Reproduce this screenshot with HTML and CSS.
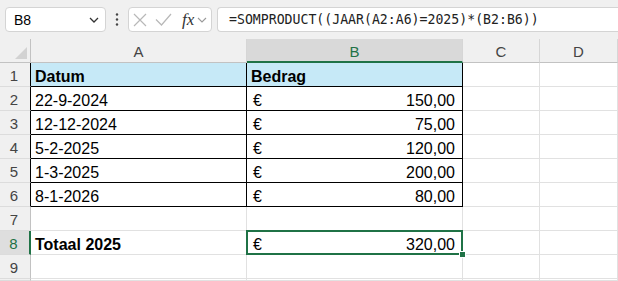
FILE: index.html
```html
<!DOCTYPE html>
<html lang="nl">

<head>
  <meta charset="UTF-8">
  <meta name="viewport" content="width=device-width, initial-scale=1.0">
  <title>SOMPRODUCT</title>
  <link rel="stylesheet" href="styles.css">
</head>

<body>
  <div class="toolbar">
    <div class="namebox">
      <span>B8</span>
      <svg width="10" height="6" viewBox="0 0 10 6"><path d="M1 1l4 4 4-4" fill="none" stroke="#333" stroke-width="1.3"/></svg>
    </div>
    <div class="dots">
      <svg width="4" height="13" viewBox="0 0 4 13"><circle cx="2" cy="1.5" r="1.2" fill="#444"/><circle cx="2" cy="6.5" r="1.2" fill="#444"/><circle cx="2" cy="11.5" r="1.2" fill="#444"/></svg>
    </div>
    <div class="fxbox">
      <svg class="ic-x" width="14" height="14" viewBox="0 0 14 14"><path d="M1 1L13 13M13 1L1 13" fill="none" stroke="#b8b8b8" stroke-width="1.2"/></svg>
      <svg class="ic-ok" width="17" height="13" viewBox="0 0 17 13"><path d="M1 6.5l5.5 5.5L16 1" fill="none" stroke="#b8b8b8" stroke-width="1.2"/></svg>
      <span class="fx">fx</span>
      <svg class="ic-dd" width="10" height="6" viewBox="0 0 10 6"><path d="M1 1l4 4 4-4" fill="none" stroke="#9a9a9a" stroke-width="1.1"/></svg>
    </div>
    <div class="formula">=SOMPRODUCT((JAAR(A2:A6)=2025)*(B2:B6))</div>
  </div>

  <div class="sheet">
    <div class="hd corner"><span class="tri"></span></div>
    <div class="hd">A</div>
    <div class="hd sel">B</div>
    <div class="hd">C</div>
    <div class="hd">D</div>

    <div class="rh tb">1</div>
    <div class="c t head">Datum</div>
    <div class="c t head">Bedrag</div>
    <div class="c"></div>
    <div class="c"></div>

    <div class="rh tb">2</div>
    <div class="c t">22-9-2024</div>
    <div class="c t money"><span>€</span><span>150,00</span></div>
    <div class="c"></div>
    <div class="c"></div>

    <div class="rh tb">3</div>
    <div class="c t">12-12-2024</div>
    <div class="c t money"><span>€</span><span>75,00</span></div>
    <div class="c"></div>
    <div class="c"></div>

    <div class="rh tb">4</div>
    <div class="c t">5-2-2025</div>
    <div class="c t money"><span>€</span><span>120,00</span></div>
    <div class="c"></div>
    <div class="c"></div>

    <div class="rh tb">5</div>
    <div class="c t">1-3-2025</div>
    <div class="c t money"><span>€</span><span>200,00</span></div>
    <div class="c"></div>
    <div class="c"></div>

    <div class="rh tb">6</div>
    <div class="c t">8-1-2026</div>
    <div class="c t money"><span>€</span><span>80,00</span></div>
    <div class="c"></div>
    <div class="c"></div>

    <div class="rh">7</div>
    <div class="c"></div>
    <div class="c"></div>
    <div class="c"></div>
    <div class="c"></div>

    <div class="rh sel">8</div>
    <div class="c bold">Totaal 2025</div>
    <div class="c money active"><span>€</span><span>320,00</span><i class="selbox"></i><i class="handle"></i></div>
    <div class="c"></div>
    <div class="c"></div>

    <div class="rh">9</div>
    <div class="c"></div>
    <div class="c"></div>
    <div class="c"></div>
    <div class="c"></div>

    <div class="rh"></div>
    <div class="c"></div>
    <div class="c"></div>
    <div class="c"></div>
    <div class="c"></div>
  </div>
</body>

</html>
```

FILE: styles.css
```css
* {
  margin: 0;
  padding: 0;
  box-sizing: border-box;
}

body {
  width: 618px;
  height: 281px;
  overflow: hidden;
  background: #fff;
  color: #000;
  font-family: "Liberation Sans", Arial, sans-serif;
}

/* formulebalk */
.toolbar {
  display: flex;
  align-items: flex-start;
  height: 39px;
  padding: 7px 0 0 5px;
  background: #f0f0f0;
}

.namebox {
  display: flex;
  align-items: center;
  justify-content: space-between;
  width: 101px;
  height: 25px;
  padding: 0 6px 0 8px;
  background: #fff;
  border: 1px solid #d4d4d4;
  border-radius: 4px;
  font-size: 14px;
}

.dots {
  display: flex;
  align-items: center;
  justify-content: center;
  width: 22px;
  height: 25px;
}

.fxbox {
  display: flex;
  align-items: center;
  width: 84px;
  height: 25px;
  padding-left: 4px;
  background: #fff;
  border: 1px solid #d4d4d4;
  border-radius: 4px;
}

.ic-ok {
  margin-left: 8px;
}

.fx {
  margin-left: 10px;
  font-family: "Liberation Serif", "DejaVu Serif", serif;
  font-style: italic;
  font-size: 17px;
  color: #333;
}

.ic-dd {
  margin-left: 3px;
}

.formula {
  flex: 1;
  height: 25px;
  margin-left: 5px;
  padding-left: 11px;
  background: #fff;
  border: 1px solid #d4d4d4;
  border-right: none;
  border-radius: 4px 0 0 4px;
  font-family: "DejaVu Sans Mono", "Liberation Mono", monospace;
  font-size: 13.2px;
  line-height: 23px;
  color: #222;
}

/* werkblad */
.sheet {
  display: grid;
  grid-template-columns: 31px 216px 216px 77px 78px;
  grid-template-rows: repeat(10, 24px) 2px;
  overflow: hidden;
}

.hd {
  display: flex;
  align-items: center;
  justify-content: center;
  background: #f0f0f0;
  border-right: 1px solid #d6d6d6;
  border-bottom: 1px solid #c2c2c2;
  color: #444;
  font-size: 15px;
  padding-top: 1px;
}

.hd.sel {
  background: #d9d9d9;
  color: #1f7246;
  border-bottom: 2px solid #1f7246;
  padding-top: 2px;
}

.corner {
  align-items: flex-end;
  justify-content: flex-end;
  padding: 0 3px 3px 0;
  border-right-color: #c2c2c2;
}

.tri {
  width: 0;
  height: 0;
  border-left: 12px solid transparent;
  border-bottom: 12px solid #d2d2d2;
}

.rh {
  display: flex;
  align-items: center;
  justify-content: center;
  padding: 1px 2px 0 0;
  background: #f0f0f0;
  border-right: 1px solid #c2c2c2;
  border-bottom: 1px solid #dcdcdc;
  color: #444;
  font-size: 15px;
}

.rh.tb {
  border-right-color: #000;
}

.rh.sel {
  background: #dedede;
  color: #1f7246;
  border-right: 2px solid #1f7246;
}

.c {
  display: flex;
  align-items: flex-end;
  padding: 0 4px;
  border-right: 1px solid #e1e1e1;
  border-bottom: 1px solid #e1e1e1;
  font-size: 16px;
  white-space: nowrap;
}

.c.t {
  border-right-color: #000;
  border-bottom-color: #000;
}

.c.head,
.c.bold {
  font-weight: bold;
}

.c.head {
  background: #c6e9f7;
}

.money {
  justify-content: space-between;
  padding: 0 7px 0 6px;
}

.active {
  position: relative;
}

.selbox {
  position: absolute;
  top: -1px;
  left: -1px;
  right: -1px;
  bottom: -1px;
  border: 2px solid #1f7246;
}

.handle {
  position: absolute;
  right: -4px;
  bottom: -4px;
  width: 7px;
  height: 7px;
  background: #1f7246;
  border: 1px solid #fff;
}
```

◆ ◆ ◆ ◆

▶ **PROMPT**
Working from the material above, transcribe it exactly while omitting pictures.

▶ **ANSWER FOR THE TASK**
Reproduce this screenshot with HTML and CSS.
FILE: index.html
```html
<!DOCTYPE html>
<html lang="nl">

<head>
  <meta charset="UTF-8">
  <meta name="viewport" content="width=device-width, initial-scale=1.0">
  <title>SOMPRODUCT</title>
  <link rel="stylesheet" href="styles.css">
</head>

<body>
  <div class="toolbar">
    <div class="namebox">
      <span>B8</span>
      <svg width="10" height="6" viewBox="0 0 10 6"><path d="M1 1l4 4 4-4" fill="none" stroke="#333" stroke-width="1.3"/></svg>
    </div>
    <div class="dots">
      <svg width="4" height="13" viewBox="0 0 4 13"><circle cx="2" cy="1.5" r="1.2" fill="#444"/><circle cx="2" cy="6.5" r="1.2" fill="#444"/><circle cx="2" cy="11.5" r="1.2" fill="#444"/></svg>
    </div>
    <div class="fxbox">
      <svg class="ic-x" width="14" height="14" viewBox="0 0 14 14"><path d="M1 1L13 13M13 1L1 13" fill="none" stroke="#b8b8b8" stroke-width="1.2"/></svg>
      <svg class="ic-ok" width="17" height="13" viewBox="0 0 17 13"><path d="M1 6.5l5.5 5.5L16 1" fill="none" stroke="#b8b8b8" stroke-width="1.2"/></svg>
      <span class="fx">fx</span>
      <svg class="ic-dd" width="10" height="6" viewBox="0 0 10 6"><path d="M1 1l4 4 4-4" fill="none" stroke="#9a9a9a" stroke-width="1.1"/></svg>
    </div>
    <div class="formula">=SOMPRODUCT((JAAR(A2:A6)=2025)*(B2:B6))</div>
  </div>

  <div class="sheet">
    <div class="hd corner"><span class="tri"></span></div>
    <div class="hd">A</div>
    <div class="hd sel">B</div>
    <div class="hd">C</div>
    <div class="hd">D</div>

    <div class="rh tb">1</div>
    <div class="c t head">Datum</div>
    <div class="c t head">Bedrag</div>
    <div class="c"></div>
    <div class="c"></div>

    <div class="rh tb">2</div>
    <div class="c t">22-9-2024</div>
    <div class="c t money"><span>€</span><span>150,00</span></div>
    <div class="c"></div>
    <div class="c"></div>

    <div class="rh tb">3</div>
    <div class="c t">12-12-2024</div>
    <div class="c t money"><span>€</span><span>75,00</span></div>
    <div class="c"></div>
    <div class="c"></div>

    <div class="rh tb">4</div>
    <div class="c t">5-2-2025</div>
    <div class="c t money"><span>€</span><span>120,00</span></div>
    <div class="c"></div>
    <div class="c"></div>

    <div class="rh tb">5</div>
    <div class="c t">1-3-2025</div>
    <div class="c t money"><span>€</span><span>200,00</span></div>
    <div class="c"></div>
    <div class="c"></div>

    <div class="rh tb">6</div>
    <div class="c t">8-1-2026</div>
    <div class="c t money"><span>€</span><span>80,00</span></div>
    <div class="c"></div>
    <div class="c"></div>

    <div class="rh">7</div>
    <div class="c"></div>
    <div class="c"></div>
    <div class="c"></div>
    <div class="c"></div>

    <div class="rh sel">8</div>
    <div class="c bold">Totaal 2025</div>
    <div class="c money active"><span>€</span><span>320,00</span><i class="selbox"></i><i class="handle"></i></div>
    <div class="c"></div>
    <div class="c"></div>

    <div class="rh">9</div>
    <div class="c"></div>
    <div class="c"></div>
    <div class="c"></div>
    <div class="c"></div>

    <div class="rh"></div>
    <div class="c"></div>
    <div class="c"></div>
    <div class="c"></div>
    <div class="c"></div>
  </div>
</body>

</html>
```

FILE: styles.css
```css
* {
  margin: 0;
  padding: 0;
  box-sizing: border-box;
}

body {
  width: 618px;
  height: 281px;
  overflow: hidden;
  background: #fff;
  color: #000;
  font-family: "Liberation Sans", Arial, sans-serif;
}

/* formulebalk */
.toolbar {
  display: flex;
  align-items: flex-start;
  height: 39px;
  padding: 7px 0 0 5px;
  background: #f0f0f0;
}

.namebox {
  display: flex;
  align-items: center;
  justify-content: space-between;
  width: 101px;
  height: 25px;
  padding: 0 6px 0 8px;
  background: #fff;
  border: 1px solid #d4d4d4;
  border-radius: 4px;
  font-size: 14px;
}

.dots {
  display: flex;
  align-items: center;
  justify-content: center;
  width: 22px;
  height: 25px;
}

.fxbox {
  display: flex;
  align-items: center;
  width: 84px;
  height: 25px;
  padding-left: 4px;
  background: #fff;
  border: 1px solid #d4d4d4;
  border-radius: 4px;
}

.ic-ok {
  margin-left: 8px;
}

.fx {
  margin-left: 10px;
  font-family: "Liberation Serif", "DejaVu Serif", serif;
  font-style: italic;
  font-size: 17px;
  color: #333;
}

.ic-dd {
  margin-left: 3px;
}

.formula {
  flex: 1;
  height: 25px;
  margin-left: 5px;
  padding-left: 11px;
  background: #fff;
  border: 1px solid #d4d4d4;
  border-right: none;
  border-radius: 4px 0 0 4px;
  font-family: "DejaVu Sans Mono", "Liberation Mono", monospace;
  font-size: 13.2px;
  line-height: 23px;
  color: #222;
}

/* werkblad */
.sheet {
  display: grid;
  grid-template-columns: 31px 216px 216px 77px 78px;
  grid-template-rows: repeat(10, 24px) 2px;
  overflow: hidden;
}

.hd {
  display: flex;
  align-items: center;
  justify-content: center;
  background: #f0f0f0;
  border-right: 1px solid #d6d6d6;
  border-bottom: 1px solid #c2c2c2;
  color: #444;
  font-size: 15px;
  padding-top: 1px;
}

.hd.sel {
  background: #d9d9d9;
  color: #1f7246;
  border-bottom: 2px solid #1f7246;
  padding-top: 2px;
}

.corner {
  align-items: flex-end;
  justify-content: flex-end;
  padding: 0 3px 3px 0;
  border-right-color: #c2c2c2;
}

.tri {
  width: 0;
  height: 0;
  border-left: 12px solid transparent;
  border-bottom: 12px solid #d2d2d2;
}

.rh {
  display: flex;
  align-items: center;
  justify-content: center;
  padding: 1px 2px 0 0;
  background: #f0f0f0;
  border-right: 1px solid #c2c2c2;
  border-bottom: 1px solid #dcdcdc;
  color: #444;
  font-size: 15px;
}

.rh.tb {
  border-right-color: #000;
}

.rh.sel {
  background: #dedede;
  color: #1f7246;
  border-right: 2px solid #1f7246;
}

.c {
  display: flex;
  align-items: flex-end;
  padding: 0 4px;
  border-right: 1px solid #e1e1e1;
  border-bottom: 1px solid #e1e1e1;
  font-size: 16px;
  white-space: nowrap;
}

.c.t {
  border-right-color: #000;
  border-bottom-color: #000;
}

.c.head,
.c.bold {
  font-weight: bold;
}

.c.head {
  background: #c6e9f7;
}

.money {
  justify-content: space-between;
  padding: 0 7px 0 6px;
}

.active {
  position: relative;
}

.selbox {
  position: absolute;
  top: -1px;
  left: -1px;
  right: -1px;
  bottom: -1px;
  border: 2px solid #1f7246;
}

.handle {
  position: absolute;
  right: -4px;
  bottom: -4px;
  width: 7px;
  height: 7px;
  background: #1f7246;
  border: 1px solid #fff;
}
```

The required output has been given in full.